S’opposer à la propagande du Medef
« Nous n’admettons pas que des pays servent de refuge à l’optimisation fiscale et que cela se passe dans la complicité la plus totale de l’ensemble des dirigeants de nos différents pays européens », affirme Pierre Laurent. Les logos des multinationales concernées ornaient d’ailleurs ostensiblement les chapeaux haut de forme des manifestants : Apple, Heinz, Pepsi, etc.
En riposte à la semaine de mobilisation des patrons de PME contre les contraintes qui « étouffent les entreprises », le PCF prend donc les devants et organise une « contre-semaine d’actions face au Medef et à la politique gouvernementale d’austérité ». « Nous ne voulons pas laisser le Medef envahir les ondes tout seul cette semaine et continuer sa propagande sans résistance à tous les mensonges qu’il déverse », affirme Pierre Laurent, obligé de hausser le ton pour couvrir L’Homme pressé de Noir Désir, diffusée par les enceintes de la camionnette du parti.
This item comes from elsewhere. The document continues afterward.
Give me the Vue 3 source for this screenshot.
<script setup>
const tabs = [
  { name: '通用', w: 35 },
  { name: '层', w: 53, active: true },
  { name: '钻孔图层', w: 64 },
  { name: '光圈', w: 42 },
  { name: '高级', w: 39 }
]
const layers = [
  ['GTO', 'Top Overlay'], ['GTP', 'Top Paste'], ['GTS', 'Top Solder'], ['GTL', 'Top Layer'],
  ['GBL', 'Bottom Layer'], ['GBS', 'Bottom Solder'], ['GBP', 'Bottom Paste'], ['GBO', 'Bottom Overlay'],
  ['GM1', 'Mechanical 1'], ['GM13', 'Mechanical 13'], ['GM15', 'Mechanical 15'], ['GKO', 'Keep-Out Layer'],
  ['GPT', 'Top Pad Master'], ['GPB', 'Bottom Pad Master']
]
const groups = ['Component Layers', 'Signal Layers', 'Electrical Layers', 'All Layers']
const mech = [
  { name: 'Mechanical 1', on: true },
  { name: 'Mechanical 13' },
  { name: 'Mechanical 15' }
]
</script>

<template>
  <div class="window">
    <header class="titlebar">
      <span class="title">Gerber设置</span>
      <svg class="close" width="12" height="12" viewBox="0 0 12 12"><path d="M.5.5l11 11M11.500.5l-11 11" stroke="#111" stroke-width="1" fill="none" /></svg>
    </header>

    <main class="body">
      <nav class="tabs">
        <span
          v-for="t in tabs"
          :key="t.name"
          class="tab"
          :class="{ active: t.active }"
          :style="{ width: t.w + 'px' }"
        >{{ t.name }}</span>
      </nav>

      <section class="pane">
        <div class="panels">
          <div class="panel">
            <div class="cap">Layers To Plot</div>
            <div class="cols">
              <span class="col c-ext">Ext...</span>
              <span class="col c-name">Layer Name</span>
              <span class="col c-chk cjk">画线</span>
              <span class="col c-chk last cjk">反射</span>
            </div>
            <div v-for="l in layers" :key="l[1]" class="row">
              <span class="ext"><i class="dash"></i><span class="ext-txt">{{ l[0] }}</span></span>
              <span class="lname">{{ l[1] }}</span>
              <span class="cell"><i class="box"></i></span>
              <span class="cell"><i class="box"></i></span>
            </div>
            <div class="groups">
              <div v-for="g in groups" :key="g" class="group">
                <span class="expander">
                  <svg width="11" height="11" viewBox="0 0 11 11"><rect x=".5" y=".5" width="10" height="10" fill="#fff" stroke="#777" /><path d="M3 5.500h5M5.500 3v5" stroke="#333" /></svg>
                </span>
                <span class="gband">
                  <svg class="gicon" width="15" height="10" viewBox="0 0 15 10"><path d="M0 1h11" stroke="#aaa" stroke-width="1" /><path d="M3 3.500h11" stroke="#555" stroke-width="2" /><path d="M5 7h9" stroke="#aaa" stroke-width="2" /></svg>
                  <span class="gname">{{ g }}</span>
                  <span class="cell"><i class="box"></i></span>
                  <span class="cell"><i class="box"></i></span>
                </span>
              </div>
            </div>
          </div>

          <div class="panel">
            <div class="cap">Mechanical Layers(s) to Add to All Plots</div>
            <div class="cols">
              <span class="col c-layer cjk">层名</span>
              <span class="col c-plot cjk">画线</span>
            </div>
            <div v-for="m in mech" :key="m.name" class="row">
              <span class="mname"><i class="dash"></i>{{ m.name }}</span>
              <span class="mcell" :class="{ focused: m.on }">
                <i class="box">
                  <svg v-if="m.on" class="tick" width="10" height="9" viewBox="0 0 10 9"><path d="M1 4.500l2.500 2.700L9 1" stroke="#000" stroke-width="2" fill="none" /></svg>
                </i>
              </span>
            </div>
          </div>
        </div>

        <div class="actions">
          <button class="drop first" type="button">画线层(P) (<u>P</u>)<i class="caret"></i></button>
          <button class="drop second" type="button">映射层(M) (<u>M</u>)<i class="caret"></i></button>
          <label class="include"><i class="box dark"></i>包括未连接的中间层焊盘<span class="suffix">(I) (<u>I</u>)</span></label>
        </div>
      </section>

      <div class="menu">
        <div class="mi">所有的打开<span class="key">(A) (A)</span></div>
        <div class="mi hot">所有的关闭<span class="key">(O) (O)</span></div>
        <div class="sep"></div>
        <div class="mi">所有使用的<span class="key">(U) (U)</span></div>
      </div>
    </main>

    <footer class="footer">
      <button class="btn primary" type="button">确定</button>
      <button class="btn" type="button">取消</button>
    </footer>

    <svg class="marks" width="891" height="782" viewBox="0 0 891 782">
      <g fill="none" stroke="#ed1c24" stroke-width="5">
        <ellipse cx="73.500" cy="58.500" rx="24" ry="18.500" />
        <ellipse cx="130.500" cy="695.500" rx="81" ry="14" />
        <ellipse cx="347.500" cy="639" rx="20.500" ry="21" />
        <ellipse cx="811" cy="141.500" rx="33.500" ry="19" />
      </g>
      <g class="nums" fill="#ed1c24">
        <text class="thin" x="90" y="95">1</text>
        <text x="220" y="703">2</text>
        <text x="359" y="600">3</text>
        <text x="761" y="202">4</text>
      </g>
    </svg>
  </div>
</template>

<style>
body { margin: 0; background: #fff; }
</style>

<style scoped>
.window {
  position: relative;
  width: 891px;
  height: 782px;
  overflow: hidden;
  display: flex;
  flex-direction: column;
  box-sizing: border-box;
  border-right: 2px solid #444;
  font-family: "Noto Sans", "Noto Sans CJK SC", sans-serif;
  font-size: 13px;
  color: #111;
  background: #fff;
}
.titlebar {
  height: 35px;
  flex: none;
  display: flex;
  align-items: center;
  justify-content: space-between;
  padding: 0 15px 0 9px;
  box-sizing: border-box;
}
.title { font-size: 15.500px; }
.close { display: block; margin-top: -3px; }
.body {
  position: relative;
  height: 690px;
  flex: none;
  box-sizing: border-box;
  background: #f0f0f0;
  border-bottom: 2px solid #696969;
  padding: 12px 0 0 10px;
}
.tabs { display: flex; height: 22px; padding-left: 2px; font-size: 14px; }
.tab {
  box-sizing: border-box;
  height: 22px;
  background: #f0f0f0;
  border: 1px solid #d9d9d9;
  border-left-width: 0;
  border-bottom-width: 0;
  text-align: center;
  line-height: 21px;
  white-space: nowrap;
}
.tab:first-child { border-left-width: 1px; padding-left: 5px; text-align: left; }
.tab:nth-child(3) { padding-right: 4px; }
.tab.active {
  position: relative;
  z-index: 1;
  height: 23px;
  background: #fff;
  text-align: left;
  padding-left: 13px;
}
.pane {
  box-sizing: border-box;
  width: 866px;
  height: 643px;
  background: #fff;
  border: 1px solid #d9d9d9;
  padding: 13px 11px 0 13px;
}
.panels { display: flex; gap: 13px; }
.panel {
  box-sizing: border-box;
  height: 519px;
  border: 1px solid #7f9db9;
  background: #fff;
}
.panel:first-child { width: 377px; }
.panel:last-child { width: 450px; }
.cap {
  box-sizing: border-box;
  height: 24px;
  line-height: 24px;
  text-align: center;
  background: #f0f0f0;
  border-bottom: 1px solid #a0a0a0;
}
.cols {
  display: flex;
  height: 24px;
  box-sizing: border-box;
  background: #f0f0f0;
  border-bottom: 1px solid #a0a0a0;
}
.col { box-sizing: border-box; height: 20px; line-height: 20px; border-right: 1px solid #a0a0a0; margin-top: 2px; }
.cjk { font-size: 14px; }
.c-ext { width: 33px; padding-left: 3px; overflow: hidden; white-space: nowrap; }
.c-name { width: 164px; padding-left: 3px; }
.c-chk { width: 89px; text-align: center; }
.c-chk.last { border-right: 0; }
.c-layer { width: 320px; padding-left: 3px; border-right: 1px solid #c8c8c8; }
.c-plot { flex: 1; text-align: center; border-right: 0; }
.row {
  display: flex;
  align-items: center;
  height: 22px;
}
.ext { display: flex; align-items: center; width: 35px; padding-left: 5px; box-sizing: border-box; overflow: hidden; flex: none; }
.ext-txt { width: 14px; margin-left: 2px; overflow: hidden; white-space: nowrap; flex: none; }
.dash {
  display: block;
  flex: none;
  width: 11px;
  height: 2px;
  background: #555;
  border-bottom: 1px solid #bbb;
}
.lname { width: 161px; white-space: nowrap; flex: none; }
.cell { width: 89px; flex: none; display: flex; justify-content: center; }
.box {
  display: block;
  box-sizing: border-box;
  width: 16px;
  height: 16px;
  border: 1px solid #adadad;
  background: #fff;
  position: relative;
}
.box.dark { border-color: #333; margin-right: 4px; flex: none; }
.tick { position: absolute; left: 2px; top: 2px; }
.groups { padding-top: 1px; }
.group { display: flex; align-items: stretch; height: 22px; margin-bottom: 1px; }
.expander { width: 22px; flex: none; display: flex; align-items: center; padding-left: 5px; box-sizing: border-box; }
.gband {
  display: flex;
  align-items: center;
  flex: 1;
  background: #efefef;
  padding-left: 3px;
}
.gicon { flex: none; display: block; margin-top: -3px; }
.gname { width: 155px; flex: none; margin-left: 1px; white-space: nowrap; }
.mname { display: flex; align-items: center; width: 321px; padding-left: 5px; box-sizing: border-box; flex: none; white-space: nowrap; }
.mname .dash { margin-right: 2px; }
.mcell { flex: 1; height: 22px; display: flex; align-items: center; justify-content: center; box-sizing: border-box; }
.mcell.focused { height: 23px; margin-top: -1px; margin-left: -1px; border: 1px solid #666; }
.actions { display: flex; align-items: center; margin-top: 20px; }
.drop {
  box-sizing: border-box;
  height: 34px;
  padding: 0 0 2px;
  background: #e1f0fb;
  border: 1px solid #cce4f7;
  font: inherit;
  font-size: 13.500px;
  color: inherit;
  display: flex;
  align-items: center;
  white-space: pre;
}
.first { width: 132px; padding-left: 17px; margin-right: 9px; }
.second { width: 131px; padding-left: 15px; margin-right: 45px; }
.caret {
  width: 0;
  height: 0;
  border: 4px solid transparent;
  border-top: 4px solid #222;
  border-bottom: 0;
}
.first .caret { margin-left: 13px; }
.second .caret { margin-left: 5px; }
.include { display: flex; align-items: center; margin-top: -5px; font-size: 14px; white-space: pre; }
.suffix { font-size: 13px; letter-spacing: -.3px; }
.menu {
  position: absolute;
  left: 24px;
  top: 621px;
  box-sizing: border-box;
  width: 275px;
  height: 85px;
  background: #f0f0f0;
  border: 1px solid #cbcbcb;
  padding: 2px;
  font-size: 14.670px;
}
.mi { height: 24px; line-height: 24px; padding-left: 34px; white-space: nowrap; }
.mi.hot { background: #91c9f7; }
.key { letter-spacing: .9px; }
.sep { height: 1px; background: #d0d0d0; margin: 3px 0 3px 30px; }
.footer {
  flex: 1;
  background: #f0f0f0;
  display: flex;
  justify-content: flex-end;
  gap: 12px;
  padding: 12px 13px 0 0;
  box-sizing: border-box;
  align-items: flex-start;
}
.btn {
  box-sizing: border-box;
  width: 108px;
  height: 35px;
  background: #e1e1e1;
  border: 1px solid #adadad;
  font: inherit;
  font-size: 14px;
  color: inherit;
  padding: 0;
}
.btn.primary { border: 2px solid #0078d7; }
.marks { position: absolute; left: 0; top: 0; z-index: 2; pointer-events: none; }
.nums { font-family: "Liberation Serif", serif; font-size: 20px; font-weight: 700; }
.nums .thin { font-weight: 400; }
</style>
Pendant qu’il répond aux journalistes, deux militants PCF profitent de ce promontoire pour effacer une autre propagande : celle du FN, dont une affiche collée à un arbre semblait narguer l’attroupement.
Selon le taulier du PCF, les faits sont têtus : « Quand le Medef dit que la fiscalité d’entreprise augmente, c’est faux. Les rendements de l’impôt sur les sociétés sont en baisse cette année et l’impôt sur les sociétés rapporte aujourd’hui six fois moins que la TVA : ce sont la majorité des Français qui payent les impôts et pas les entreprises ». Et de dénoncer « un état de sous-imposition du capital en France ». Il pourra en parler à Pierre Gattaz en personne le 11 décembre prochain, puisque celui-ci a accepté sa proposition de débat dans un tweet :
.@plaurent_pcf ok pour un débat d’idées avec vous. Je propose de le faire dans le journal @humanite_fr cc @CNPCF @medef
— Pierre Gattaz (@PierreGattaz) 20 Novembre 2014
Le contenu des échanges entre les deux Pierre sera publié dans L’Humanité le 12 décembre.
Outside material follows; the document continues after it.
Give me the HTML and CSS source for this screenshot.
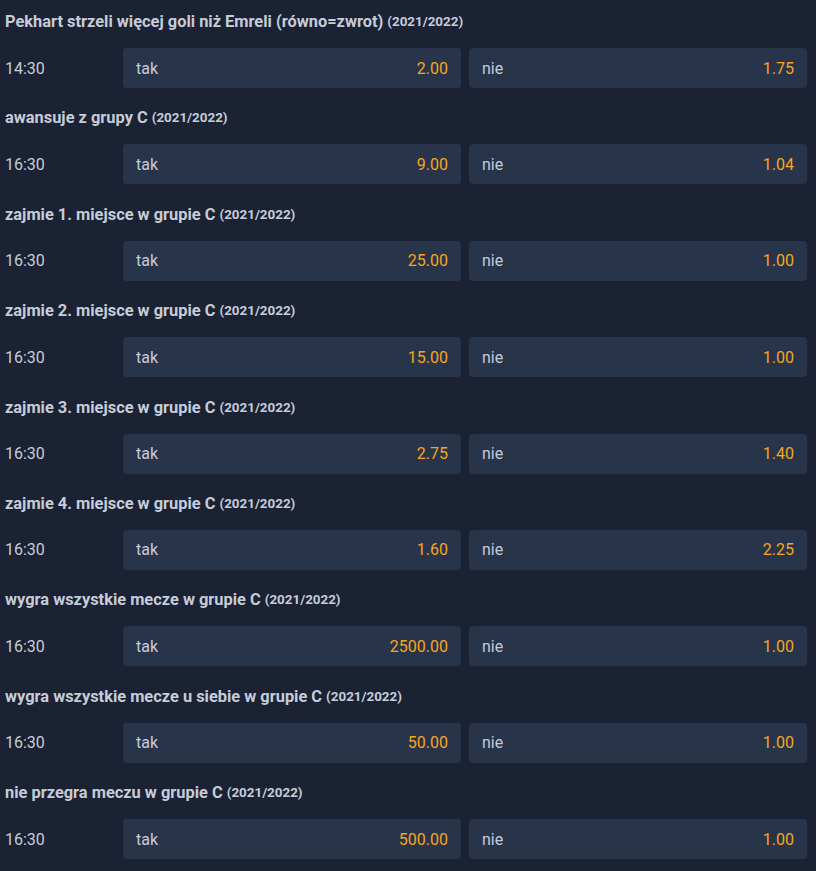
FILE: index.html
```html
<!DOCTYPE html>
<html lang="pl">
<head>
    <meta charset="UTF-8">
    <title>Zakłady specjalne</title>
    <link rel="stylesheet" href="styles.css">
</head>
<body>
    <div class="markets">
        <div class="market">
            <h2 class="market-title">Pekhart strzeli więcej goli niż Emreli (równo=zwrot) <span class="season">(2021/2022)</span></h2>
            <div class="market-row">
                <span class="time">14:30</span>
                <button class="odd"><span class="label">tak</span><span class="value">2.00</span></button>
                <button class="odd"><span class="label">nie</span><span class="value">1.75</span></button>
            </div>
        </div>
        <div class="market">
            <h2 class="market-title">awansuje z grupy C <span class="season">(2021/2022)</span></h2>
            <div class="market-row">
                <span class="time">16:30</span>
                <button class="odd"><span class="label">tak</span><span class="value">9.00</span></button>
                <button class="odd"><span class="label">nie</span><span class="value">1.04</span></button>
            </div>
        </div>
        <div class="market">
            <h2 class="market-title">zajmie 1. miejsce w grupie C <span class="season">(2021/2022)</span></h2>
            <div class="market-row">
                <span class="time">16:30</span>
                <button class="odd"><span class="label">tak</span><span class="value">25.00</span></button>
                <button class="odd"><span class="label">nie</span><span class="value">1.00</span></button>
            </div>
        </div>
        <div class="market">
            <h2 class="market-title">zajmie 2. miejsce w grupie C <span class="season">(2021/2022)</span></h2>
            <div class="market-row">
                <span class="time">16:30</span>
                <button class="odd"><span class="label">tak</span><span class="value">15.00</span></button>
                <button class="odd"><span class="label">nie</span><span class="value">1.00</span></button>
            </div>
        </div>
        <div class="market">
            <h2 class="market-title">zajmie 3. miejsce w grupie C <span class="season">(2021/2022)</span></h2>
            <div class="market-row">
                <span class="time">16:30</span>
                <button class="odd"><span class="label">tak</span><span class="value">2.75</span></button>
                <button class="odd"><span class="label">nie</span><span class="value">1.40</span></button>
            </div>
        </div>
        <div class="market">
            <h2 class="market-title">zajmie 4. miejsce w grupie C <span class="season">(2021/2022)</span></h2>
            <div class="market-row">
                <span class="time">16:30</span>
                <button class="odd"><span class="label">tak</span><span class="value">1.60</span></button>
                <button class="odd"><span class="label">nie</span><span class="value">2.25</span></button>
            </div>
        </div>
        <div class="market">
            <h2 class="market-title">wygra wszystkie mecze w grupie C <span class="season">(2021/2022)</span></h2>
            <div class="market-row">
                <span class="time">16:30</span>
                <button class="odd"><span class="label">tak</span><span class="value">2500.00</span></button>
                <button class="odd"><span class="label">nie</span><span class="value">1.00</span></button>
            </div>
        </div>
        <div class="market">
            <h2 class="market-title">wygra wszystkie mecze u siebie w grupie C <span class="season">(2021/2022)</span></h2>
            <div class="market-row">
                <span class="time">16:30</span>
                <button class="odd"><span class="label">tak</span><span class="value">50.00</span></button>
                <button class="odd"><span class="label">nie</span><span class="value">1.00</span></button>
            </div>
        </div>
        <div class="market">
            <h2 class="market-title">nie przegra meczu w grupie C <span class="season">(2021/2022)</span></h2>
            <div class="market-row">
                <span class="time">16:30</span>
                <button class="odd"><span class="label">tak</span><span class="value">500.00</span></button>
                <button class="odd"><span class="label">nie</span><span class="value">1.00</span></button>
            </div>
        </div>
    </div>
</body>
</html>
```

FILE: styles.css
```css
* {
    margin: 0;
    padding: 0;
    box-sizing: border-box;
}

body {
    font-family: Roboto, 'Liberation Sans', sans-serif;
    background: #1a2233;
    color: #c6ccd8;
    min-height: 100vh;
}

.markets {
    padding: 0 9px 0 5px;
}

.market-title {
    height: 48px;
    display: flex;
    align-items: center;
    gap: 4px;
    padding-bottom: 5px;
    font-size: 16.4px;
    font-weight: 700;
    color: #c6ccd8;
}

.season {
    font-size: 13.4px;
    font-weight: 700;
}

.market-row {
    display: flex;
    align-items: center;
    gap: 8px;
    height: 40px;
    margin-bottom: 8.4px;
}

.time {
    width: 110px;
    font-size: 16px;
    color: #c6ccd8;
}

.odd {
    flex: 1;
    height: 40px;
    display: flex;
    align-items: center;
    justify-content: space-between;
    padding: 0 13px;
    background: #28344a;
    border: none;
    border-radius: 4px;
    font-family: Roboto, 'Liberation Sans', sans-serif;
    font-size: 16px;
    cursor: pointer;
}

.label {
    color: #c6ccd8;
}

.value {
    color: #f6a61d;
}
```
« On vit une drôle d’époque »
C’est désormais Argent, trop cher, de Téléphone, que crachent les enceintes et le cortège se met en branle en direction de l’ambassade du Luxembourg. Le discours du PCF est d’autant plus audible en cette soirée particulièrement fraîche qu’Emmanuel Macron a admis le jour-même sur Radio Classique qu’un faible nombre d’accords de branche avait été signé dans le cadre du Pacte de responsabilité. « Dans ‘pacte de responsabilité’, il y a ‘responsabilité’. […] Très peu d’accords de branche ont été signés. C’est un échec et c’est aussi le sien », a déclaré le ministre de l’Economie en visant Pierre Gattaz, le président du Medef engagé dans une course à la surenchère avec l’exécutif.
« Il ne suffit pas de reconnaître une erreur du pacte de responsabilité, il faut remettre en cause la logique qui a présidé à ce pacte et, à l’inverse de la politique gouvernementale qui encourage la surenchère du Medef, il faut protéger le travail et l’emploi », rétorque Pierre Laurent.
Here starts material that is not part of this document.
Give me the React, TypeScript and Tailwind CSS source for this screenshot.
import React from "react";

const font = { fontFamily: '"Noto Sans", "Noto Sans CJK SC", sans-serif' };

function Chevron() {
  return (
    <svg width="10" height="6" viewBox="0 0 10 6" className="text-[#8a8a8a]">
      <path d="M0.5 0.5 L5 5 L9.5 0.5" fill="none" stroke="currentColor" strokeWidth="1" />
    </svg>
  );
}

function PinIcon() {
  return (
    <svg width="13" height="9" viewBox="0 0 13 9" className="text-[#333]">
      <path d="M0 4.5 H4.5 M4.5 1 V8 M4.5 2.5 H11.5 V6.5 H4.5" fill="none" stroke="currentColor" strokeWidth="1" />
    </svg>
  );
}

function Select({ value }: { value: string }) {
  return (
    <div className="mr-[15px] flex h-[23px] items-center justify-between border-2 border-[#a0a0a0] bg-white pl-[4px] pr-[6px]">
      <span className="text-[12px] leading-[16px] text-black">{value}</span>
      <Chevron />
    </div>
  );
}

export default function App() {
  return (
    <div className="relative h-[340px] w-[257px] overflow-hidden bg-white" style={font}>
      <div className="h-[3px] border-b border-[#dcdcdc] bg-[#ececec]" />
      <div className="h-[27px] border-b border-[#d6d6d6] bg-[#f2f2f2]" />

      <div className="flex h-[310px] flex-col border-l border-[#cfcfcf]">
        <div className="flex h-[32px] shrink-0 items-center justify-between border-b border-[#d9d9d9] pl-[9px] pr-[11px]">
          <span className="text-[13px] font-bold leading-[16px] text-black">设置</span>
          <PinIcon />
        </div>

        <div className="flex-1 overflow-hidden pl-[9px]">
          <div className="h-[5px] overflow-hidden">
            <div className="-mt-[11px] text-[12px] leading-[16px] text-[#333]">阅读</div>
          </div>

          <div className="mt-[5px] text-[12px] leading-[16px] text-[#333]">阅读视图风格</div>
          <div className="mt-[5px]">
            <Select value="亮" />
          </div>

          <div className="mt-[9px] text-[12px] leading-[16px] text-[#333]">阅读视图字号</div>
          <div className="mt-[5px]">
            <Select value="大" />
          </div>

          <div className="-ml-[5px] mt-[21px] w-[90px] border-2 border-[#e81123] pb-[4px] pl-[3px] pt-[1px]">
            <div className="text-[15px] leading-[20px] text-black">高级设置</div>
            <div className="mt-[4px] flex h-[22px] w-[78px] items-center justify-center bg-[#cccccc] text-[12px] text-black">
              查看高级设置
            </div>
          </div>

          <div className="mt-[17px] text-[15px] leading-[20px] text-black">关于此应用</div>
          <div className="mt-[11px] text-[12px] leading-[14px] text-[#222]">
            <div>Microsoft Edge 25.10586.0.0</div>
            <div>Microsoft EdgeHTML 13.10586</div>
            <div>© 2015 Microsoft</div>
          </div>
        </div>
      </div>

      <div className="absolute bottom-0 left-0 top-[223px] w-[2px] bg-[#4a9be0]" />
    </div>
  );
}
Le cortège arrive devant l’ambassade du Luxembourg. Personne ne peut la louper : à son entrée des militants ont déployé une banderole « Ici paradis fiscal ». Devant le noble bâtiment réservé à la diplomatie, elle fait son effet.
« On vit une drôle d’époque, commente Clara Cosquer, militante dans le 10e arrondissement : les patrons manifestent, les travailleurs ne se mettent pas en grève, un type de droite est à la tête d’un gouvernement de gauche, alors qu’on est censé avoir élu un socialiste… C’est une époque très étrange ». Avec ces slogans détournés et ces déguisements rudimentaires, le PCF a cherché à interpeller par l’absurde, interrogeant par l’occasion cette ère du temps indéchiffrable, marquée par la perte de repères politiques.